Daily infections in Europe have more than doubled in the past 10 days. The continent has now seen a total of 7.8 million cases and about 247,000 deaths.

"The next few months are going to be very tough and some countries are on a dangerous track," WHO chief Tedros Adhanom Ghebreyesus told reporters.

Globally there have been more than 42 million cases and 1.1 million deaths.

Speaking on a visit to a hospital in the Paris region, Macron said scientists were telling him that they believed the virus would be present "at best until next summer", he said.

But he said it was still too early to say whether France would go into a new full or partial lockdown.

An overnight curfew in the country is being extended to about two-thirds of the country -- 46 million people -- from Friday night for six weeks.

The curfew could be relaxed when new infections dropped back down to between 3,000 and 5,000 a day, Macron said -- a level of infection that was last seen at the end of August.

Meanwhile, the head of a Paris hospital group warned that the second wave of infections could be worse than the first.

"There has been a perception in recent months that a second wave does not exist, or that it is a small wave.
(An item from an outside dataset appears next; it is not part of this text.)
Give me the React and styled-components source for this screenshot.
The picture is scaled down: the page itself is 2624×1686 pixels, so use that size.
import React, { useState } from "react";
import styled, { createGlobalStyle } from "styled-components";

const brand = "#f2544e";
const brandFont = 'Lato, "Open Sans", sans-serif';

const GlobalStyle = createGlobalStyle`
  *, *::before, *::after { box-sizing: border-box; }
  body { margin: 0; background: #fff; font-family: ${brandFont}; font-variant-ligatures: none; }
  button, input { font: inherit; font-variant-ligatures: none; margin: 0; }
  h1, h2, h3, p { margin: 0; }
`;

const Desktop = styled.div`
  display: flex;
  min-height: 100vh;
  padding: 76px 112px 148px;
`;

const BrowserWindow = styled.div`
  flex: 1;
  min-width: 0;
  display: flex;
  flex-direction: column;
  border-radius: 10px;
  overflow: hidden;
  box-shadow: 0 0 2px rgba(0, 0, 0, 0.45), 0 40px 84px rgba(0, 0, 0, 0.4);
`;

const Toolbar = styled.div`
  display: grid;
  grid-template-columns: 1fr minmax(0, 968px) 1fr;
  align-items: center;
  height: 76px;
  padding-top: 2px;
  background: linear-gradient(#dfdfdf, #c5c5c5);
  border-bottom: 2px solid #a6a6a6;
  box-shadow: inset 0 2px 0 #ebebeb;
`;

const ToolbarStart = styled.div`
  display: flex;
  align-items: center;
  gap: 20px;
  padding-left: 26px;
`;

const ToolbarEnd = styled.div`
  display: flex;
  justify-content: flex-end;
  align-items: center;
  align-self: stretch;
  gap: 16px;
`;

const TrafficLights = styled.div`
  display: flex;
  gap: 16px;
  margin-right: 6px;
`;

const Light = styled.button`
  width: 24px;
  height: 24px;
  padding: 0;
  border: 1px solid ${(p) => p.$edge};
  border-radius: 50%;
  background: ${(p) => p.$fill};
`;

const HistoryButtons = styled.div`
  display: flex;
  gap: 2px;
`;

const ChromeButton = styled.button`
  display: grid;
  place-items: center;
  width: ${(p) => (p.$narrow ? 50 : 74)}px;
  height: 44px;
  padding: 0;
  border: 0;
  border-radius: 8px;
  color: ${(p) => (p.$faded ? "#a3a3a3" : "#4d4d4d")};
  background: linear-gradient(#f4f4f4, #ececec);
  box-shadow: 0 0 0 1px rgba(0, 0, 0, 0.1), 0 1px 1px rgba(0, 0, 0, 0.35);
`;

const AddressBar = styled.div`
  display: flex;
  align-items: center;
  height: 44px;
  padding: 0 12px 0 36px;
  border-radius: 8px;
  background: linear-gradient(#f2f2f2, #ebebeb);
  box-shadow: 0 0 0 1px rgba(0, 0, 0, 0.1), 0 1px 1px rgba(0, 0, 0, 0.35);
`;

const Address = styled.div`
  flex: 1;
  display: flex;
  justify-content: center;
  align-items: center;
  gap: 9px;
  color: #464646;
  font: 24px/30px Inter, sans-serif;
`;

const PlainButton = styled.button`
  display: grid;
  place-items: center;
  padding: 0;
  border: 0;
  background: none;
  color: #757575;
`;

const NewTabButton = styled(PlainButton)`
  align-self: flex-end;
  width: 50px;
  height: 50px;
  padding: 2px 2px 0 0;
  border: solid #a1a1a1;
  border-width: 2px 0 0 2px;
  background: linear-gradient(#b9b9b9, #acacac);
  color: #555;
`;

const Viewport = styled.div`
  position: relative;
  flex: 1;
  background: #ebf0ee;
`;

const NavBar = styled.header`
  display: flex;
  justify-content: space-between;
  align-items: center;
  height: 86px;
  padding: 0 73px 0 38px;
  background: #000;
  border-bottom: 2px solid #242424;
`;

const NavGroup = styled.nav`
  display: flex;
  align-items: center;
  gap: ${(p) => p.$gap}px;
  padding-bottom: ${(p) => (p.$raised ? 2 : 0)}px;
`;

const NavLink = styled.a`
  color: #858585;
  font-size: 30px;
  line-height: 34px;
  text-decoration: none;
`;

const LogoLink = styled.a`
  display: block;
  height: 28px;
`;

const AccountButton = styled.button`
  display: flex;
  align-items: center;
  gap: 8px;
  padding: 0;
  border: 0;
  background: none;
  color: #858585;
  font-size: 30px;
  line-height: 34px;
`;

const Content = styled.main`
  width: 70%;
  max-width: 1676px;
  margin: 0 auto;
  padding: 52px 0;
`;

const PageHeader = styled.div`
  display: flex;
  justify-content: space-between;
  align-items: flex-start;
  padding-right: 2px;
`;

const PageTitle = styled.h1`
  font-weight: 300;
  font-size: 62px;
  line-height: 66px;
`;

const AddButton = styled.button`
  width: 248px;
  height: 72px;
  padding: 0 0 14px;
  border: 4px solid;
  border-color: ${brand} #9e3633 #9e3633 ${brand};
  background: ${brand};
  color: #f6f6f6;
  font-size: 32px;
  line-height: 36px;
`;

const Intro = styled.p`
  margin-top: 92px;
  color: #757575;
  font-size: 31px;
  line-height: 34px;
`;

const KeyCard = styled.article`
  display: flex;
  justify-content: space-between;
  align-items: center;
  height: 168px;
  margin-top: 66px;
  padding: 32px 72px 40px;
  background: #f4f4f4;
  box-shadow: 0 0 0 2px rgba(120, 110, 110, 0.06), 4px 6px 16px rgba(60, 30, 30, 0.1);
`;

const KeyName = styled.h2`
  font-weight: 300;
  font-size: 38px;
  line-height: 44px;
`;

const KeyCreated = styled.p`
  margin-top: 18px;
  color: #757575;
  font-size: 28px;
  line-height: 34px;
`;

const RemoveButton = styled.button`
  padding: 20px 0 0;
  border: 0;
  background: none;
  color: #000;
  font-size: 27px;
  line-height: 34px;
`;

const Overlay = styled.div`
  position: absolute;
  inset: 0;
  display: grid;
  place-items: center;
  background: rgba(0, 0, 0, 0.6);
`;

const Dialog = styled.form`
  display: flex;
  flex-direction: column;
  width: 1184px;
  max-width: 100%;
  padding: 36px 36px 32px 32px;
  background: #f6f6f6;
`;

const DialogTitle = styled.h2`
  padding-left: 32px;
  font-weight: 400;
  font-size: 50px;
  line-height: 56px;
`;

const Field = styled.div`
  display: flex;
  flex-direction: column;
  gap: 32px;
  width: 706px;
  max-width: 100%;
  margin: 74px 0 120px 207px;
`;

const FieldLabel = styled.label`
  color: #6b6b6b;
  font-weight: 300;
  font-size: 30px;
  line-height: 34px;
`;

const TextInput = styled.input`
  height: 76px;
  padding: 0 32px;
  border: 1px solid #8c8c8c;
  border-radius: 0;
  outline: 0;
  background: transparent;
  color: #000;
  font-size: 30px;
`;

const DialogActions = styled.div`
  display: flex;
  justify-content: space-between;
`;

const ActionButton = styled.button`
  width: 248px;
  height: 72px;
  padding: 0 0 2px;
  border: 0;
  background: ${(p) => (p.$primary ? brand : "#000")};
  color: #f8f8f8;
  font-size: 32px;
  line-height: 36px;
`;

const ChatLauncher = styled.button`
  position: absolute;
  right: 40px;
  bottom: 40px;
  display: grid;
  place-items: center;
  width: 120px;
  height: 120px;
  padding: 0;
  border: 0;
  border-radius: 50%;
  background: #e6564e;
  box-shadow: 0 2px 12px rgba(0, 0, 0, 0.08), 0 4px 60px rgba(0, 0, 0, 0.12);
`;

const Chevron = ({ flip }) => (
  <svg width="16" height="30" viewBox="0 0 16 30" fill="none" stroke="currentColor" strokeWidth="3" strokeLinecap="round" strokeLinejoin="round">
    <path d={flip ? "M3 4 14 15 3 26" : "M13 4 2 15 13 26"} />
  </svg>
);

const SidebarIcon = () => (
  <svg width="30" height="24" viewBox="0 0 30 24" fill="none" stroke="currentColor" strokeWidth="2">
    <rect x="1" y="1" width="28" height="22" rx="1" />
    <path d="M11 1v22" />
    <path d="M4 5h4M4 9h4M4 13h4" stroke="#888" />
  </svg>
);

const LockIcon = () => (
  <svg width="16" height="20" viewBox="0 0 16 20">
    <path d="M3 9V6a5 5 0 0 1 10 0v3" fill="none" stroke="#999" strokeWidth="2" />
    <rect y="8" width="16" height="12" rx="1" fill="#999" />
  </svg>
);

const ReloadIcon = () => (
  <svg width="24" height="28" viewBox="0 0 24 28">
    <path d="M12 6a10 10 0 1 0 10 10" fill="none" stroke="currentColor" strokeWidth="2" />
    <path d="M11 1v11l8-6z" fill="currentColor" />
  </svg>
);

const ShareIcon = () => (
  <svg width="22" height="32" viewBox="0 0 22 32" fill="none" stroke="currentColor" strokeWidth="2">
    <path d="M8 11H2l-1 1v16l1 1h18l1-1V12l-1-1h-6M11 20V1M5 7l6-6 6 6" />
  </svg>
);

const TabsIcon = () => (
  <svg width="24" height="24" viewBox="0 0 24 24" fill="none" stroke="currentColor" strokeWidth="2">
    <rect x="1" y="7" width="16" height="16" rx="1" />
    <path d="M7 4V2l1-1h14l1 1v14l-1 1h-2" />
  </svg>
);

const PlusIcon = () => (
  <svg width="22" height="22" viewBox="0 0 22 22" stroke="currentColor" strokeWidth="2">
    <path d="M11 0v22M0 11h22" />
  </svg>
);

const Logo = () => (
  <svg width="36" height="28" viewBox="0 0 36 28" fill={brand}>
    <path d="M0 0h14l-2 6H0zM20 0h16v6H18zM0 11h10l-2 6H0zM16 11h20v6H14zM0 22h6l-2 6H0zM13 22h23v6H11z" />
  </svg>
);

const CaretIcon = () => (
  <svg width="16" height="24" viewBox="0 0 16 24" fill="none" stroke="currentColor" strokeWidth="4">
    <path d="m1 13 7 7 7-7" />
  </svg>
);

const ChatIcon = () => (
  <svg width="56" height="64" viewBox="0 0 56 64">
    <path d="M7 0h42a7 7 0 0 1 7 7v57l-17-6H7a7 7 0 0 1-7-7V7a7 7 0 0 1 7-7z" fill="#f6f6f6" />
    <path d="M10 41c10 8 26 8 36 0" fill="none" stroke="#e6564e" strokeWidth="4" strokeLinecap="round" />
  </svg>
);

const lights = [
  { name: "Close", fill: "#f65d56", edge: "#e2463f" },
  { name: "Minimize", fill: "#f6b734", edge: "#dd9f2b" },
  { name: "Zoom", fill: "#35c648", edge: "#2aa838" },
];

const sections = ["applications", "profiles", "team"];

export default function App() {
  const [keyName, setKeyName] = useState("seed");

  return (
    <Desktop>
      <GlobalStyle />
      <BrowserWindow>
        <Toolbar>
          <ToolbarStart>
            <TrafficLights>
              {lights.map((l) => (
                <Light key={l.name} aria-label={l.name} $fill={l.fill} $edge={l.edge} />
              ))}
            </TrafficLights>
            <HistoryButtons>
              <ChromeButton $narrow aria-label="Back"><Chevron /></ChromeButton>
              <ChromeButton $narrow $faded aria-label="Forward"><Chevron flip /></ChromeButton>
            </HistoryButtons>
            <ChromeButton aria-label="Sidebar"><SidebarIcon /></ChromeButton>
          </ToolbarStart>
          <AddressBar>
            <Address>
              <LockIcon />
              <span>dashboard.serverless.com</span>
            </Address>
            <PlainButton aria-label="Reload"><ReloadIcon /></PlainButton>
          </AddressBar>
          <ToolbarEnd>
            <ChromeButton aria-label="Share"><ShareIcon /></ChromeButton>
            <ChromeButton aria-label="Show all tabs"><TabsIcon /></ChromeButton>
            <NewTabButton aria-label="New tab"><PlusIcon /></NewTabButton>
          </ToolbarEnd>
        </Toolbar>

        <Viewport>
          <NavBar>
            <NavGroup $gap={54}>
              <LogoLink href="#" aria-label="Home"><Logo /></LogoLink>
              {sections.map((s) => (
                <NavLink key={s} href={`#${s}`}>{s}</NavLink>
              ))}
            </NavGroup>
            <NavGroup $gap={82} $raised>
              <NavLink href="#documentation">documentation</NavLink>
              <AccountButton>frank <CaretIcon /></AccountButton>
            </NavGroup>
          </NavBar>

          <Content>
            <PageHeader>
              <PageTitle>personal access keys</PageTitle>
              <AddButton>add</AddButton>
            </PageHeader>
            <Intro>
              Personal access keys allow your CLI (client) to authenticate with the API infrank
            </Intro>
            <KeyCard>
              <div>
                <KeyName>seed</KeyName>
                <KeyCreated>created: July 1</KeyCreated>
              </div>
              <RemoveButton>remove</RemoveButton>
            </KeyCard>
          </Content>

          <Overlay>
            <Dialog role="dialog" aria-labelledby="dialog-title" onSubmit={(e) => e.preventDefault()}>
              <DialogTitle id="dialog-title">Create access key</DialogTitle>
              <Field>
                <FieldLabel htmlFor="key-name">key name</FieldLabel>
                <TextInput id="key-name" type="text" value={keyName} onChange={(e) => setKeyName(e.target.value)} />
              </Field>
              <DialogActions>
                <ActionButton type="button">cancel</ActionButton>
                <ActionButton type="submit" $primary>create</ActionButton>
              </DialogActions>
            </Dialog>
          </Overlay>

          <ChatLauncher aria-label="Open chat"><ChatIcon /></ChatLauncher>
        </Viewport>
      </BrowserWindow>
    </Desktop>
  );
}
The situation is the opposite," Martin Hirsch, the head of the AP-HP hospital group, told the local media.

The World Health Organization's (WHO) Director-General Tedros Adhanom Ghebreyesus has said that the world was still at "a critical juncture" in its fights against the ongoing Covid-19 pandemic and called for "immediate action" as several countries have reported a resurgence in new confirmed cases.

Addressing a press conference here on Friday, Ghebreyesus said that the next few months are going to be very "tough" and some countries are on "a dangerous track", reports Xinhua news agency

"We are at a critical juncture in this pandemic, particularly in the northern hemisphere," he said.

"Too many countries are seeing an exponential increase in cases and that is now leading to hospitals and ICU running close or above capacity and we're still only in October," the Who chief added.

Ghebreyesus urged leaders to take immediate action, so as to prevent further unnecessary deaths, essential health services from collapsing and schools shutting again.

Also addressing the briefing, Maria Van Kerkhove, technical lead for the WHO's Health Emergencies Program, said that progress is being made on the plans for an international mission to identify the zoonotic source of the coronavirus.

She said the WHO has reached out to a group of international experts and is expected to share more information in the coming days.

"The first cases were detected in Wuhan of China last December, so the early studies will begin there," she said, adding that then the next phase of the studies will be developed as the evidence and results from the first phase become available.

"We will follow the science and follow the necessary steps that need to be taken," Van Kerkhove added.

As of Saturday morning, overall number of global coronavirus cases stood at 42,114,524, while the deaths have soared to 1,143,291, according to the Johns Hopkins University.

The US is the worst-hit country with the world's highest number of cases and deaths at 8,484,991 and 223,914, respectively, the University's Center for Systems Science and Engineering (CSSE) revealed in its latest update.

India comes in second place in terms of cases at 7,761,312, while the country's death toll soared to 117,306.